By November 29, 2018
President of the French Republic Emmanuel Macron at the commemorative ceremony marking the centenary of Armistice Day, photo via Office of the President of the Russian Federation

BESA Center Perspectives Paper No. 1,020, November 29, 2018

EXECUTIVE SUMMARY: Earlier this month, world leaders gathered in France to commemorate the centenary of the end of World War I, which ushered in a century of wars and ethnic cleansing. Though the commemoration served as a unifying moment for leaders, the world is as divided as it has been since the end of the Soviet Union.

It all began on June 28, 1914 in Sarajevo, then the center of Bosnia, a province annexed by Austria-Hungary in 1908. On that day, Gavrilo Princip, a member of the ultranationalist group “Black Hand,” stood on the corner of Appel Quay and Franz-Josef Strasse eating a sandwich. The 19-year-old Bosnian Serb was part of a group of student assassins, the Young Bosnians, who hoped to capitalize on the visit of Archduke Franz Ferdinand, heir to the Austro-Hungarian throne, to Sarajevo to attend military exercises. The Young Bosnians smuggled semi-automatic pistols and handheld bombs over the Serbian border. Their first attempt to assassinate Ferdinand ended with a bomb rolling off the side of his car, killing a few bystanders.

But a motorcade carrying Ferdinand and his pregnant wife, Duchess Sophie Chotek, took a wrong turn on Appel Quay, and Princip was given a second chance to carry out the conspiracy. Two shots killed the couple and catapulted Europe into World War I.
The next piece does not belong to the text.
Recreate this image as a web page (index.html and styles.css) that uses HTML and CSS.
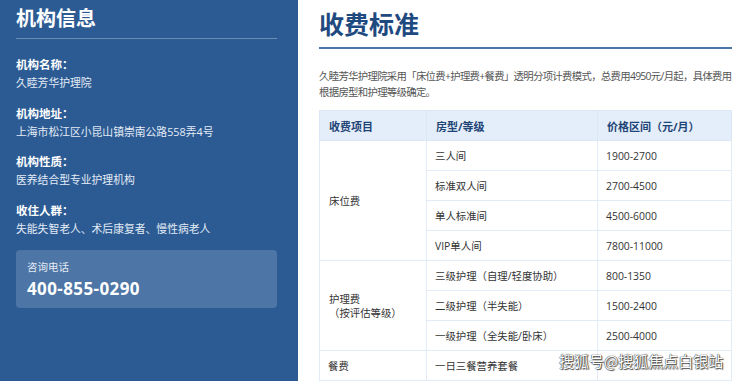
FILE: index.html
```html
<!DOCTYPE html>
<html lang="zh-CN">
<head>
<meta charset="utf-8">
<title>收费标准</title>
<link rel="stylesheet" href="styles.css">
</head>
<body>
<div class="page">
  <aside class="side">
    <h2 class="side-title">机构信息</h2>
    <div class="info">
      <div class="info-label">机构名称：</div>
      <div class="info-value">久睦芳华护理院</div>
    </div>
    <div class="info">
      <div class="info-label">机构地址：</div>
      <div class="info-value">上海市松江区小昆山镇崇南公路558弄4号</div>
    </div>
    <div class="info">
      <div class="info-label">机构性质：</div>
      <div class="info-value">医养结合型专业护理机构</div>
    </div>
    <div class="info">
      <div class="info-label">收住人群：</div>
      <div class="info-value">失能失智老人、术后康复者、慢性病老人</div>
    </div>
    <div class="phone-box">
      <div class="phone-label">咨询电话</div>
      <div class="phone-num">400-855-0290</div>
    </div>
  </aside>
  <main class="main">
    <h1 class="main-title">收费标准</h1>
    <p class="intro">久睦芳华护理院采用「床位费+护理费+餐费」透明分项计费模式，总费用4950元/月起，具体费用根据房型和护理等级确定。</p>
    <table class="fees">
      <thead>
        <tr><th class="c1">收费项目</th><th class="c2">房型/等级</th><th class="c3">价格区间（元/月）</th></tr>
      </thead>
      <tbody>
        <tr><td rowspan="4">床位费</td><td>三人间</td><td>1900-2700</td></tr>
        <tr><td>标准双人间</td><td>2700-4500</td></tr>
        <tr><td>单人标准间</td><td>4500-6000</td></tr>
        <tr><td>VIP单人间</td><td>7800-11000</td></tr>
        <tr><td rowspan="3">护理费<br>（按评估等级）</td><td>三级护理（自理/轻度协助）</td><td>800-1350</td></tr>
        <tr><td>二级护理（半失能）</td><td>1500-2400</td></tr>
        <tr><td>一级护理（全失能/卧床）</td><td>2500-4000</td></tr>
        <tr><td>餐费</td><td>一日三餐营养套餐</td><td></td></tr>
      </tbody>
    </table>
  </main>
  <div class="watermark">搜狐号@搜狐焦点白银站</div>
</div>
</body>
</html>
```

FILE: styles.css
```css
html, body {
  margin: 0;
  padding: 0;
  background: #ffffff;
}
body {
  font-family: "Open Sans", "Noto Sans CJK SC", sans-serif;
  width: 740px;
  height: 381px;
  overflow: hidden;
}
.page {
  position: relative;
  display: flex;
  height: 381px;
  overflow: hidden;
}
.side {
  width: 298px;
  flex: none;
  box-sizing: border-box;
  background: #2c5b94;
  color: #ffffff;
  padding: 5px 21px 0 16px;
}
.side-title {
  margin: 0 0 17px;
  font-size: 20px;
  line-height: 28px;
  font-weight: 700;
  padding-bottom: 5px;
  border-bottom: 1px solid rgba(255, 255, 255, 0.3);
}
.info {
  margin-bottom: 12.5px;
}
.info-label {
  font-size: 11.5px;
  line-height: 18px;
  font-weight: 700;
}
.info-value {
  font-size: 10.8px;
  line-height: 18px;
  color: #e3ebf5;
}
.phone-box {
  margin-top: 10px;
  background: rgba(255, 255, 255, 0.16);
  border-radius: 4px;
  padding: 9px 11px 8px;
}
.phone-label {
  font-size: 10.5px;
  line-height: 16px;
  color: #e3ebf5;
}
.phone-num {
  margin-top: 3px;
  font-size: 17px;
  line-height: 22px;
  font-weight: 700;
  letter-spacing: 0.4px;
}
.main {
  flex: 1;
  min-width: 0;
  padding: 7px 8px 0 21px;
}
.main-title {
  margin: 0;
  font-size: 25px;
  line-height: 34px;
  font-weight: 700;
  color: #1e4a80;
  padding-bottom: 6px;
  border-bottom: 2px solid #4a74aa;
}
.intro {
  margin: 19px 0 10px;
  font-size: 10.4px;
  line-height: 16px;
  letter-spacing: -0.7px;
  color: #555555;
}
.fees {
  width: 100%;
  border-collapse: collapse;
  table-layout: fixed;
  font-size: 10.4px;
  color: #333333;
}
.fees th,
.fees td {
  box-sizing: border-box;
}
.fees .c1 { width: 107px; }
.fees .c2 { width: 171px; }
.fees th {
  background: #e4eefa;
  color: #1f4476;
  font-weight: 700;
  font-size: 11px;
  text-align: left;
  height: 30px;
  padding: 0 0 0 9px;
  border: 1px solid #dbe7f4;
}
.fees td {
  height: 30px;
  padding: 0 0 0 8px;
  border: 1px solid #e2ecf7;
  line-height: 14px;
}
.fees td[rowspan] {
  padding-left: 9px;
}
.watermark {
  position: absolute;
  left: 559px;
  top: 350px;
  font-family: "Noto Sans CJK SC", sans-serif;
  font-size: 15px;
  line-height: 22px;
  color: #ffffff;
  text-shadow: 0 0 1px #333, 0 0 1px #333, 1px 1px 1px #555;
  white-space: nowrap;
}
```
The conflict killed millions and swept several of the major monarchies off the European continent. The Russian Empire, stretching from Vladivostok to Warsaw, broke up, losing the South Caucasus, almost the entire Ukraine, and the Baltic States, while the hinterland of the country was plunged in full-scale civil war between Reds and Whites. The mighty German-speaking world of the German and Austrian empires was shaken to its core: the German Empire and its monarchy simply ceased to exist and its territory truncated from east and west, while the Austrian empire was dismembered completely. The same happened to the Ottoman Empire.

Victorious France and Britain occupied the entire Middle East, and during the Versailles Conference (1919) did not invite the German and Russian sides to negotiate their rights. As a result, Germany was forced to pay huge military reparations and was unable to sustain its economy. The exclusion of Germany from the European peace settlement was a misstep that in large part led to the failure of the League of Nations (the precursor to the modern United Nations) and ultimately set the stage for World War II.
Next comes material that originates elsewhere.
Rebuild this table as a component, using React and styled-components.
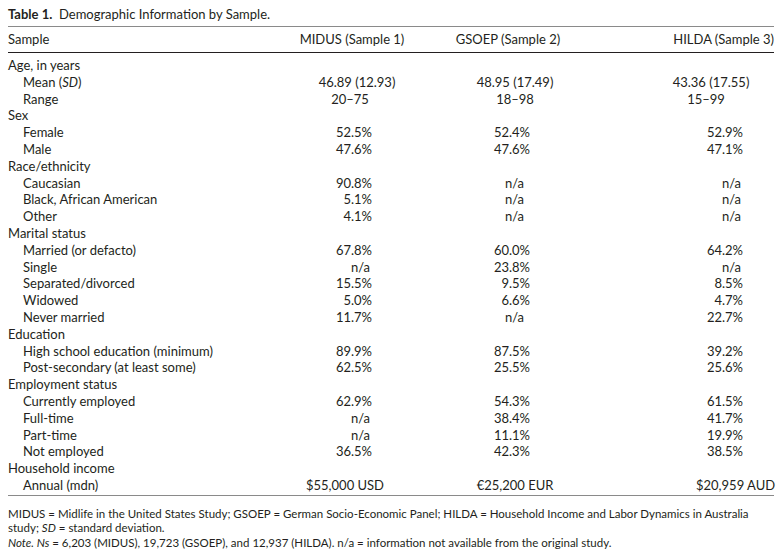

World War I spawned two of the most violent ideologies in world history: Nazism and Communism. These were responses, primarily, to the difficult economic situation the affected countries found themselves in following the war. All Hitler’s electoral messages had one theme – to reverse the Versailles Treaty – and the Communists had the same agenda. Revisionist Berlin and Moscow wanted another world conflict, and the Molotov-Ribbentrop pact should be seen through this lens. Ideology-driven regimes form an essential part of European history, and a number of Asian countries (China, Cambodia, and Vietnam) also saw extremists rise to power.

The destruction of Hitler’s Third Reich ought to have brought about a more peaceful world. Instead, another round of ideological conflict ensued between the democratic and communist nations led by the US and USSR. Both were doing the same things: invading foreign countries and financing local parties to topple governments in power. In the end, the communist bloc broke up and the world was once again enthralled by the prospect of long-term peace.
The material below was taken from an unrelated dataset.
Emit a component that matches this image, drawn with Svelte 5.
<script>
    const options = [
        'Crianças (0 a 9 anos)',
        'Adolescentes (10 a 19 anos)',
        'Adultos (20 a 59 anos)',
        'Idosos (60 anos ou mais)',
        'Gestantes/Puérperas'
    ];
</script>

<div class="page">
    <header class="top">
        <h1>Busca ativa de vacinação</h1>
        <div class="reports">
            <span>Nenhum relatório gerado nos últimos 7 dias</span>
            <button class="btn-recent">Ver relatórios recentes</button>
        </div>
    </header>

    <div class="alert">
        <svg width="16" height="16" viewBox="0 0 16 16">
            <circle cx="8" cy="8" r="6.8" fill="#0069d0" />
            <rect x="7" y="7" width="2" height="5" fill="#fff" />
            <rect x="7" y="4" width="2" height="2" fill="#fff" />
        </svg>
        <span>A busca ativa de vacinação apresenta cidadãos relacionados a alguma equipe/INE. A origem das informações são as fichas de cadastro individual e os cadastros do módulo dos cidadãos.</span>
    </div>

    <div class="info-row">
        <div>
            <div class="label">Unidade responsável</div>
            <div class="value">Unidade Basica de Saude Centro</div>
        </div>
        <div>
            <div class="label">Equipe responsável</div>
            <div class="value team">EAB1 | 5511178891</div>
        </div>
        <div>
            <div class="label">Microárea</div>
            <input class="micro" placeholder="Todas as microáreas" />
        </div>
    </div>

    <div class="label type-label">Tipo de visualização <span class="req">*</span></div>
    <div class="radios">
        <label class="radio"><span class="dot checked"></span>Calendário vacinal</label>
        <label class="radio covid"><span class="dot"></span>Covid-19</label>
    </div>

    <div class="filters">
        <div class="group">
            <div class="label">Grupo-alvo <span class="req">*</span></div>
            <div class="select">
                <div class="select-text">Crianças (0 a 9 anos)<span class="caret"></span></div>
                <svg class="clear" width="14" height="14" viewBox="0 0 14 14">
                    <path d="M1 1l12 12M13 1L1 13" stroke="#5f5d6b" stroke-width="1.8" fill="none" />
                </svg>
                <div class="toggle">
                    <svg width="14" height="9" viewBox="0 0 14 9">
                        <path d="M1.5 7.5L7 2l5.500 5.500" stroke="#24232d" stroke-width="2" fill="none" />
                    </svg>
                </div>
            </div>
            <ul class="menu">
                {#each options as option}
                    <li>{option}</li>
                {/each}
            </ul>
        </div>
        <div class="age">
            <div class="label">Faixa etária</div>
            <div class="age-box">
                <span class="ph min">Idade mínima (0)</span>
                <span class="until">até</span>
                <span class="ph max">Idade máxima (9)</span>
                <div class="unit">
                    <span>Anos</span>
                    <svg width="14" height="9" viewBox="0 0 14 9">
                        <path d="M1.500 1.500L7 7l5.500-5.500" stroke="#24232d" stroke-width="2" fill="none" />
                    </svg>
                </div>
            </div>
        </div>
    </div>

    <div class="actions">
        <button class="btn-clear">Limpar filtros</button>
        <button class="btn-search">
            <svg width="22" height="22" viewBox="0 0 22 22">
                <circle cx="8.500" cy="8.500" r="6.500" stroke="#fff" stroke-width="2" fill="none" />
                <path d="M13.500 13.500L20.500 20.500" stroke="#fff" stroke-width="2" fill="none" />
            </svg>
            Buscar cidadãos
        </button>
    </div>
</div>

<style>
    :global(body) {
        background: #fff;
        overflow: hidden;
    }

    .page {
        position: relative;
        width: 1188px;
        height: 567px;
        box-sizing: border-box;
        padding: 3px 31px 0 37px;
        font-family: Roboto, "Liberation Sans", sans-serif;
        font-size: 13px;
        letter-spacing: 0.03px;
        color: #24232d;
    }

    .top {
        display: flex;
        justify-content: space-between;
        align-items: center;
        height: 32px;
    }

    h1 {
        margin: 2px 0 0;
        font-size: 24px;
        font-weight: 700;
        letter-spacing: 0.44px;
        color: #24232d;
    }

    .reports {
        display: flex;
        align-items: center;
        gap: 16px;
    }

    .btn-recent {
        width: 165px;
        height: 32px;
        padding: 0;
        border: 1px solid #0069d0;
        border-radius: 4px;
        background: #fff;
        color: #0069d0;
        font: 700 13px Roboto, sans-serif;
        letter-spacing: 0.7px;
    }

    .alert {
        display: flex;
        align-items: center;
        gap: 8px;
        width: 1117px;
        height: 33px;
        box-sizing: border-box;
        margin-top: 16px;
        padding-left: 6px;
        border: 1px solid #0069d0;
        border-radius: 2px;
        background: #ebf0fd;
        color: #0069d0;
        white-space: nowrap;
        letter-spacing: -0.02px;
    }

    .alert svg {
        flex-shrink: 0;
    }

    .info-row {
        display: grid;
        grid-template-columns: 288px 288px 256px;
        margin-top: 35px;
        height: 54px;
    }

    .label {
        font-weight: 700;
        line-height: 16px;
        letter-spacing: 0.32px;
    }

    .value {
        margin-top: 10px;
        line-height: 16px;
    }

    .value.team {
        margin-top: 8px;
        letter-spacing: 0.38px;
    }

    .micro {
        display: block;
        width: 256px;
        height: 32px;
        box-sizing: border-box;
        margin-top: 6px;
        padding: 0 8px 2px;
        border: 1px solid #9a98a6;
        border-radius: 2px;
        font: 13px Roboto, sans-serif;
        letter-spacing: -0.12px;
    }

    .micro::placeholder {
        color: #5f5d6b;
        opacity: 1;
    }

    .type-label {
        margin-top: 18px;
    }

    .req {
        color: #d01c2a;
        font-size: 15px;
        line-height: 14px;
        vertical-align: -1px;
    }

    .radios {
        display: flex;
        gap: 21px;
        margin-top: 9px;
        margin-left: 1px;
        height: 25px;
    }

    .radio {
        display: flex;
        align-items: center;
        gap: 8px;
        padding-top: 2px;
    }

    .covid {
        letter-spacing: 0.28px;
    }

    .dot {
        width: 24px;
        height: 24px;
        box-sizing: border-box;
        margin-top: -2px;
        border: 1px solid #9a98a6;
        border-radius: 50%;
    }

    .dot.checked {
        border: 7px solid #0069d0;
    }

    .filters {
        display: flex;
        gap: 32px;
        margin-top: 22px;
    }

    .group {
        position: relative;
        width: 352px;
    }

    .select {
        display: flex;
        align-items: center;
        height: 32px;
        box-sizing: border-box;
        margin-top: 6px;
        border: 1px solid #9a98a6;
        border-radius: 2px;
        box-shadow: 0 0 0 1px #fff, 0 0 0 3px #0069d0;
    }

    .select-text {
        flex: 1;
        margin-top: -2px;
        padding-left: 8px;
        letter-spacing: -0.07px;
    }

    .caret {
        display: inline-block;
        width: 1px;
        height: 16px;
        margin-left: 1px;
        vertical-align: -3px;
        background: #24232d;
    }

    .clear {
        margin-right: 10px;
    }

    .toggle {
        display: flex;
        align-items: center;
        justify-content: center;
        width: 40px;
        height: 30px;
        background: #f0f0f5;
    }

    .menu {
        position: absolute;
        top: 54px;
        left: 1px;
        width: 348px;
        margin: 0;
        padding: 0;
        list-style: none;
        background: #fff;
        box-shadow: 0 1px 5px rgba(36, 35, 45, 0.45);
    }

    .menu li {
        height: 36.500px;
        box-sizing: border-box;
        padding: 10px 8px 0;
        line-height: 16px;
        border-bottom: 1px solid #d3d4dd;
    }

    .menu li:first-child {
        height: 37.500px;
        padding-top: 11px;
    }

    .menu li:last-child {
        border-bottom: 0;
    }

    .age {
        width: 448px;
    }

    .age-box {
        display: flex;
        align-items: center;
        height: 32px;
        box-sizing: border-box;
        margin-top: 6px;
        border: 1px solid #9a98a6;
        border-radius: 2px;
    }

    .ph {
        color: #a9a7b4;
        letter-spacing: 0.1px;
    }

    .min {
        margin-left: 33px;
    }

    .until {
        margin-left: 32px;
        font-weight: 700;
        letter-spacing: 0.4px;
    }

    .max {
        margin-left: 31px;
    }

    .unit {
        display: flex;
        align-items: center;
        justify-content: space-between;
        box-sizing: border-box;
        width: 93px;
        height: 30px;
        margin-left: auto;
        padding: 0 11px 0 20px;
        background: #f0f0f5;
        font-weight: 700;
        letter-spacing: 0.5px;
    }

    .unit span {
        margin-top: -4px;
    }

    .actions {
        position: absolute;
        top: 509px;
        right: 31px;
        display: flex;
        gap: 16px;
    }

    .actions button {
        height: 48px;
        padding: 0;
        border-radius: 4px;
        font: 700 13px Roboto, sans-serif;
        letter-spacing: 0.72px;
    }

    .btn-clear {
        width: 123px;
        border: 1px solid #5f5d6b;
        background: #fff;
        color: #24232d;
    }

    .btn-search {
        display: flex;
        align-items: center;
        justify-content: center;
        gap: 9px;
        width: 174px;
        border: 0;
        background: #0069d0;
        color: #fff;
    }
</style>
When the world leaders gathered in Paris this month, the question they faced was whether the world is now more stable than it was 100 years ago. There are disturbing indications that it is not. Over the past 27 years, there have been dozens of large-scale wars around the world – a world that shows many similarities to that of the pre-1914 political order.

Beyond actual conflicts, as in the pre-1914 period, we now see a number of regional powers aspiring to achieve a larger geopolitical position in their regions, a pattern that causes tensions that can have global repercussions. The rise of China in the twenty-first century, for example, is often compared with Germany’s quest for a larger position in the world order in the pre-1914 period. There are counter-arguments to this comparison, but the appearance of a burgeoning new power is itself a destabilizing factor.

Russia has increasingly stepped up its influence on its immediate neighborhood. Its relations with the West are in tatters and its economy is weak, making the regime more willing to ease the pressure through foreign policy maneuvers. More important for killing the post-Cold War order is China’s aspiration for a much bigger role on the Eurasian landmass – an initiative that goes against the US’s geopolitical imperative of keeping Eurasia as divided as possible.

Moreover, other countries in addition to China are showing themselves willing to destroy the US-led order. Iran and (to a lesser extent) Turkey stand out. The Middle East is being transformed. Washington’s ally in Riyadh can no longer contain Tehran’s hegemonic ambitions, and the US finds it increasingly difficult to manage multiple conflicts simultaneously.

The “Arab Spring,” purported to bring a new dawn of freedom and democracy to the Middle East, culminated instead in the bloody Libyan and Syrian wars that killed hundreds of thousands of innocent civilians and dislocated millions more. Because the UN cannot ensure every right of every state, big countries often bully their smaller neighbors, resulting in the persistence of large- and small-scale warfare in Central Africa, the Middle East, and even Europe itself (Eastern Ukraine).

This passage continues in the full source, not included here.